Michel de Chadarévian claque la porte du CPL et rejoint l’opposition

Un front de contestation contre l’alliance aouniste avec le Hezbollah se met en place.

Michel de Chadarévian claque la porte du CPL et rejoint l’opposition

L’ex-responsable des relations diplomatiques au sein du Courant patriotique libre, Michel de Chadarévian. Photo tirée de la page Facebook de M. de Chadarévian

Michel de Chadarévian, l’un des membres de la première garde du Courant patriotique libre (CPL) et sa principale figure diplomatique, a claqué la porte du parti (voir par ailleurs). Annoncée au chef du CPL Gebran Bassil jeudi soir, la démission de cet énième responsable aouniste, qui survient à un moment charnière de la crise libanaise, pourrait préluder à des démissions en cascade. Et risque paradoxalement de provoquer une accentuation de la tendance autoritaire qui se manifeste au niveau du commandement du parti depuis un certain temps.

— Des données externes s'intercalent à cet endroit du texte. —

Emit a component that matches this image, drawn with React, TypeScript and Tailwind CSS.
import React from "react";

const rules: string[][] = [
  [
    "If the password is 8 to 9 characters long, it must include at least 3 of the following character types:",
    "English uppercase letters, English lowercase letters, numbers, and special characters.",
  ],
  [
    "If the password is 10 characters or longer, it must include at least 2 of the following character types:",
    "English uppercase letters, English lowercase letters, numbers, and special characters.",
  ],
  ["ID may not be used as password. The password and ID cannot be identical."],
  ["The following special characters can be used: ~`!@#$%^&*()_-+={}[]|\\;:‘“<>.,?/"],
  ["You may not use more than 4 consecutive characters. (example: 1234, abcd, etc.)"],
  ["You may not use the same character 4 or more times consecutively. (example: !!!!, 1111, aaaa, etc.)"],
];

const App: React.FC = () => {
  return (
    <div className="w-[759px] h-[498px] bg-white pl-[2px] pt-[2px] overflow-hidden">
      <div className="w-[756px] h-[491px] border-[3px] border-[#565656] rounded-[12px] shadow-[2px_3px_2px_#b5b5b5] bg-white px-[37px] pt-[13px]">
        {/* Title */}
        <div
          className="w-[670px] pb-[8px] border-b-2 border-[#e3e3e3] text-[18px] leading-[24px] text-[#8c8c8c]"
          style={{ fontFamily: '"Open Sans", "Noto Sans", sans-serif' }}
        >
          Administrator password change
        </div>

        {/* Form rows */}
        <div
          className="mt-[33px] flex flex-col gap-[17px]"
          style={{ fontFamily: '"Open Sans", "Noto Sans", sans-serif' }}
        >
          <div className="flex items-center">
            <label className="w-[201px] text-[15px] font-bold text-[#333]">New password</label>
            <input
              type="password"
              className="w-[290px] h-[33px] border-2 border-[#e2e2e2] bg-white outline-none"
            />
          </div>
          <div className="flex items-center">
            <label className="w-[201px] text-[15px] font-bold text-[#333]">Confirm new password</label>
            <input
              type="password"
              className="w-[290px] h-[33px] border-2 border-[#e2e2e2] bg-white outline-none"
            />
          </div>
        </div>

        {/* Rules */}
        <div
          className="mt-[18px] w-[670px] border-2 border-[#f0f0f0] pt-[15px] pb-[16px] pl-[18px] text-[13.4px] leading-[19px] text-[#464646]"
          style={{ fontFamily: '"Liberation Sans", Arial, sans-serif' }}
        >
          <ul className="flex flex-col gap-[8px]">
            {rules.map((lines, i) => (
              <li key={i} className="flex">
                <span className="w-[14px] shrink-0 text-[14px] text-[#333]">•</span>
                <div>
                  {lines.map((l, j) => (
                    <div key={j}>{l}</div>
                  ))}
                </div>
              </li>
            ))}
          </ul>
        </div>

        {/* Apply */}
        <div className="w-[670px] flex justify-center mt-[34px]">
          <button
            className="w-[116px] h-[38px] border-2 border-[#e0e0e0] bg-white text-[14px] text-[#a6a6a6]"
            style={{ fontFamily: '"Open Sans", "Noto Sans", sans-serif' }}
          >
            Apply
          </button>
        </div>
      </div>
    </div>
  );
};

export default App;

Et pour cause : la démission de Michel de Chadarévian ne peut être entendue comme le simple départ d’un membre éminent du parti. C’est tout un symbole du passé aouniste qui s’effrite avec son désistement, ainsi qu’une culture partisane forgée à l’éthique et aux principes. C’est d’ailleurs l’une des raisons principales qui ont poussé cet ancien compagnon de Michel Aoun à renoncer à sa tâche qui n’est plus en symbiose avec la cause qu’il s’était engagé à défendre, comme il dit.

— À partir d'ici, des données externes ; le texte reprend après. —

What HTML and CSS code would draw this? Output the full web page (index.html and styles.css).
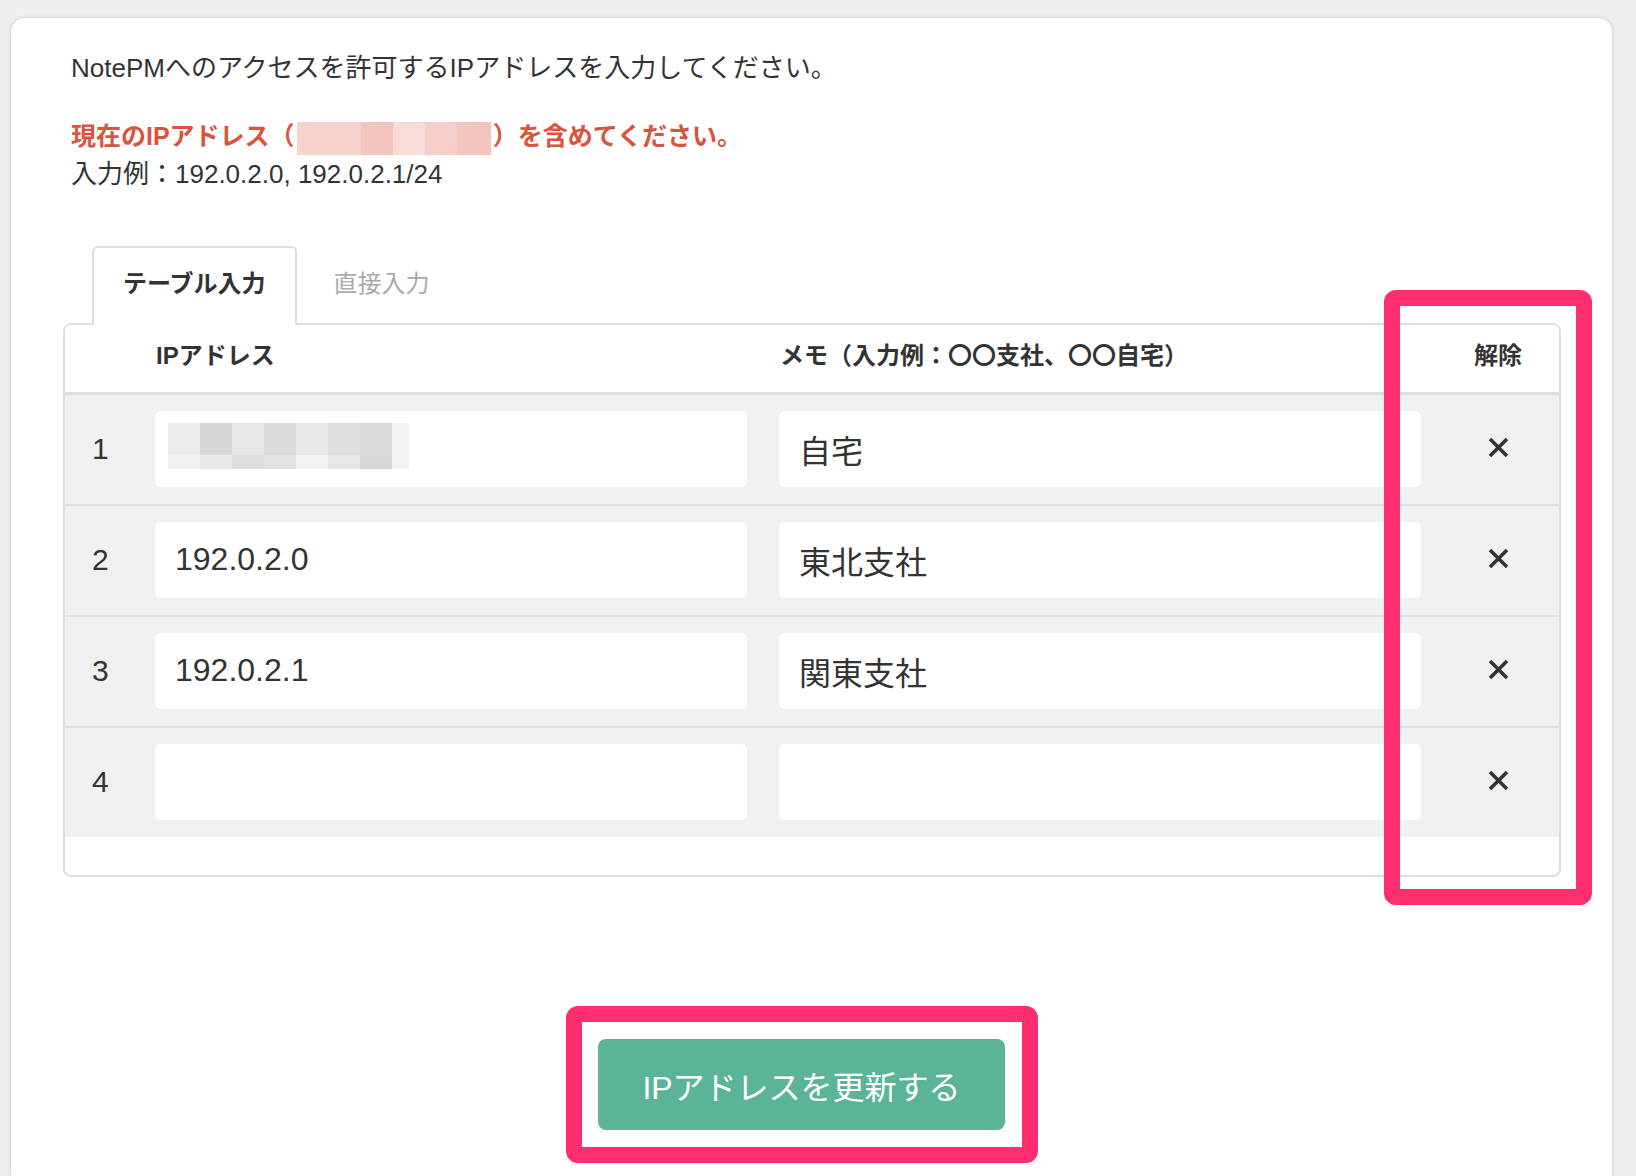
FILE: index.html
```html
<!DOCTYPE html>
<html lang="ja">
<head>
    <meta charset="UTF-8">
    <meta name="viewport" content="width=device-width, initial-scale=1.0">
    <title>IPアドレス制限 - NotePM</title>
    <link rel="stylesheet" href="styles.css">
</head>
<body>
    <div class="card">
        <p class="lead">NotePMへのアクセスを許可するIPアドレスを入力してください。</p>
        <p class="notice">現在のIPアドレス（<span class="mosaic mosaic-red"><i></i><i></i><i></i><i></i><i></i><i></i></span>）を含めてください。</p>
        <p class="example">入力例：192.0.2.0, 192.0.2.1/24</p>

        <div class="tabs">
            <div class="tab active">テーブル入力</div>
            <div class="tab">直接入力</div>
        </div>

        <div class="panel">
            <div class="row head">
                <div class="num"></div>
                <div class="col-ip">IPアドレス</div>
                <div class="col-memo">メモ（入力例：〇〇支社、〇〇自宅）</div>
                <div class="col-del">解除</div>
            </div>

            <div class="row">
                <div class="num">1</div>
                <div class="col-ip field">
                    <input type="text" value="">
                    <span class="mosaic mosaic-gray">
                        <i></i><i></i><i></i><i></i><i></i><i></i><i></i><i></i>
                        <i></i><i></i><i></i><i></i><i></i><i></i><i></i><i></i>
                    </span>
                </div>
                <div class="col-memo field"><input type="text" value="自宅"></div>
                <div class="col-del"><button class="del" type="button"><svg width="23" height="23" viewBox="0 0 23 23"><path d="M3 3 L20 20 M20 3 L3 20" stroke="#333" stroke-width="3.6" fill="none"/></svg></button></div>
            </div>

            <div class="row">
                <div class="num">2</div>
                <div class="col-ip field"><input type="text" value="192.0.2.0"></div>
                <div class="col-memo field"><input type="text" value="東北支社"></div>
                <div class="col-del"><button class="del" type="button"><svg width="23" height="23" viewBox="0 0 23 23"><path d="M3 3 L20 20 M20 3 L3 20" stroke="#333" stroke-width="3.6" fill="none"/></svg></button></div>
            </div>

            <div class="row">
                <div class="num">3</div>
                <div class="col-ip field"><input type="text" value="192.0.2.1"></div>
                <div class="col-memo field"><input type="text" value="関東支社"></div>
                <div class="col-del"><button class="del" type="button"><svg width="23" height="23" viewBox="0 0 23 23"><path d="M3 3 L20 20 M20 3 L3 20" stroke="#333" stroke-width="3.6" fill="none"/></svg></button></div>
            </div>

            <div class="row">
                <div class="num">4</div>
                <div class="col-ip field"><input type="text" value=""></div>
                <div class="col-memo field"><input type="text" value=""></div>
                <div class="col-del"><button class="del" type="button"><svg width="23" height="23" viewBox="0 0 23 23"><path d="M3 3 L20 20 M20 3 L3 20" stroke="#333" stroke-width="3.6" fill="none"/></svg></button></div>
            </div>
        </div>

        <div class="actions">
            <button class="submit" type="button">IPアドレスを更新する</button>
        </div>

        <!-- 注釈の枠 -->
        <div class="mark mark-del"></div>
        <div class="mark mark-submit"></div>
    </div>
</body>
</html>
```

FILE: styles.css
```css
/* 全体 */
html, body {
    height: 100%;
    overflow: hidden;
}

body {
    margin: 0;
    padding: 18px 24px 0 11px;
    box-sizing: border-box;
    background: #efefef;
    font-family: "Liberation Sans", "Noto Sans CJK JP", sans-serif;
    color: #333333;
}

.card {
    position: relative;
    box-sizing: border-box;
    height: 100%;
    background: #ffffff;
    border-radius: 14px 14px 0 0;
    box-shadow: 0 0 4px rgba(0, 0, 0, 0.18);
    padding: 31px 51px 0 52px;
}

/* 説明文 */
.lead,
.notice,
.example {
    margin: 0 0 0 8px;
    font-size: 26px;
    line-height: 38px;
}

.lead {
    margin-bottom: 30px;
}

.notice {
    font-size: 25px;
    color: #d9543c;
    font-weight: bold;
}

.example {
    margin-bottom: 53px;
}

/* モザイク */
.mosaic {
    display: inline-flex;
    flex-wrap: wrap;
}

.mosaic i {
    display: block;
}

.mosaic-red {
    width: 194px;
    height: 33px;
    margin: 0 2px;
    vertical-align: middle;
}

.mosaic-red i {
    width: 32px;
    height: 33px;
    background: #f7d3ce;
}

.mosaic-red i:nth-child(3) { background: #f4c5bf; }
.mosaic-red i:nth-child(4) { background: #f9dcd8; }
.mosaic-red i:nth-child(5) { background: #f6cec9; }
.mosaic-red i:nth-child(6) { background: #f4c4bf; width: 34px; }

.mosaic-gray {
    position: absolute;
    left: 13px;
    top: 12px;
    width: 241px;
}

.mosaic-gray i {
    width: 32px;
    height: 32px;
    background: #ebebeb;
}

.mosaic-gray i:nth-child(n+9) { height: 14px; }
.mosaic-gray i:nth-child(8),
.mosaic-gray i:nth-child(16) { width: 17px; background: #f3f3f3; }
.mosaic-gray i:nth-child(2) { background: #d6d6d6; }
.mosaic-gray i:nth-child(3) { background: #e6e6e6; }
.mosaic-gray i:nth-child(4) { background: #dadada; }
.mosaic-gray i:nth-child(5) { background: #e8e8e8; }
.mosaic-gray i:nth-child(6) { background: #dfdfdf; }
.mosaic-gray i:nth-child(7) { background: #d9d9d9; }
.mosaic-gray i:nth-child(9) { background: #f0f0f0; }
.mosaic-gray i:nth-child(10) { background: #e8e8e8; }
.mosaic-gray i:nth-child(11) { background: #dedede; }
.mosaic-gray i:nth-child(12) { background: #e1e1e1; }
.mosaic-gray i:nth-child(13) { background: #f2f2f2; }
.mosaic-gray i:nth-child(14) { background: #e6e6e6; }
.mosaic-gray i:nth-child(15) { background: #d8d8d8; }

/* タブ */
.tabs {
    display: flex;
    padding-left: 29px;
}

.tab {
    position: relative;
    z-index: 1;
    margin-right: 6px;
    margin-bottom: -2px;
    padding: 19px 29px 24px;
    border: 2px solid transparent;
    border-bottom: none;
    border-radius: 6px 6px 0 0;
    font-size: 24px;
    line-height: 34px;
    color: #aaaaaa;
}

.tab.active {
    background: #ffffff;
    border-color: #dddddd;
    color: #333333;
    font-weight: bold;
}

/* テーブル */
.panel {
    border: 2px solid #dddddd;
    border-radius: 8px;
    padding-bottom: 38px;
    overflow: hidden;
}

.row {
    display: flex;
    align-items: center;
    background: #f0f0f0;
    padding: 16px 0 17px;
}

.row + .row {
    border-top: 2px solid #dedede;
}

.row.head {
    background: #ffffff;
    padding: 14px 0 19px;
    border-bottom: 3px solid #dddddd;
    font-size: 24px;
    line-height: 34px;
    font-weight: bold;
}

.row.head + .row {
    border-top: none;
}

.num {
    width: 90px;
    box-sizing: border-box;
    padding-left: 27px;
    font-size: 30px;
}

.col-ip {
    width: 592px;
}

.col-memo {
    width: 642px;
    margin-left: 32px;
}

.col-del {
    flex: 1;
    padding-left: 16px;
    text-align: center;
}

.row.head .col-ip,
.row.head .col-memo {
    padding-left: 1px;
    box-sizing: border-box;
}

.field {
    position: relative;
}

.field input {
    display: block;
    width: 100%;
    height: 76px;
    box-sizing: border-box;
    padding: 0 20px 1px;
    border: none;
    border-radius: 6px;
    background: #ffffff;
    font-family: inherit;
    font-size: 32px;
    color: #333333;
    outline: none;
}

.del {
    border: none;
    background: none;
    padding: 0;
    cursor: pointer;
    line-height: 0;
}

/* ボタン */
.actions {
    padding: 162px 21px 0 0;
    text-align: center;
}

.submit {
    width: 407px;
    height: 91px;
    border: none;
    border-radius: 8px;
    background: #5bb498;
    color: #ffffff;
    font-family: inherit;
    font-size: 32px;
    cursor: pointer;
}

/* 注釈 */
.mark {
    position: absolute;
    box-sizing: border-box;
    border: 16px solid #ff2f6e;
    border-radius: 12px;
    pointer-events: none;
}

.mark-del {
    left: 1373px;
    top: 272px;
    width: 208px;
    height: 615px;
}

.mark-submit {
    left: 555px;
    top: 988px;
    width: 472px;
    height: 157px;
}
```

Dans sa lettre de démission largement partagée hier sur les réseaux sociaux, M. de Chadarévian explique qu’il lui est devenu désormais impossible de défendre la cause aouniste « à l’ombre des contradictions, des égarements et des intérêts personnels ». Une pique qui semble directement adressée au chef du CPL, même s’il cherche à éviter de faire de sa démission une affaire personnelle et encore moins un coup de gueule ciblant particulièrement Gebran Bassil.

L'édito de Issa GORAIEB

Arrêts sur image

Aux côtés de Michel Aoun depuis 1988, Michel de Chadarévian avait quasiment contribué à la fondation du CPL, et s’est longtemps imprégné des principes de souveraineté et de laïcité jadis prônés par le parti. Des valeurs qui, pour beaucoup, ont été foulées aux pieds depuis que le directoire du parti les a troquées contre une course « sans foi ni loi », diront des adversaires des aounistes, pour le pouvoir.

Chargé depuis 2005 des relations auprès des chancelleries étrangères, ce cadre du CPL avait établi un réseau de relations solides auprès des ambassadeurs qui lui vouaient un grand respect. C’est surtout devant ses interlocuteurs étrangers – devenus extrêmement critiques par rapport au mandat aouniste – que M. de Chadarévian avoue aujourd’hui son impuissance à défendre l’image ternie de son parti et l’apathie du sexennat alors que le pays va à la dérive.

Un CPL en perte de vitesse

En rendant son tablier, Michel de Chadarévian grossit les rangs des dissidents aounistes que l’on estime aujourd’hui à plus d’une centaine. Sa démission ne devrait pas manquer d’affaiblir un parti en perte de vitesse depuis la révolution d’octobre et la catastrophe de la double explosion du port du 4 août.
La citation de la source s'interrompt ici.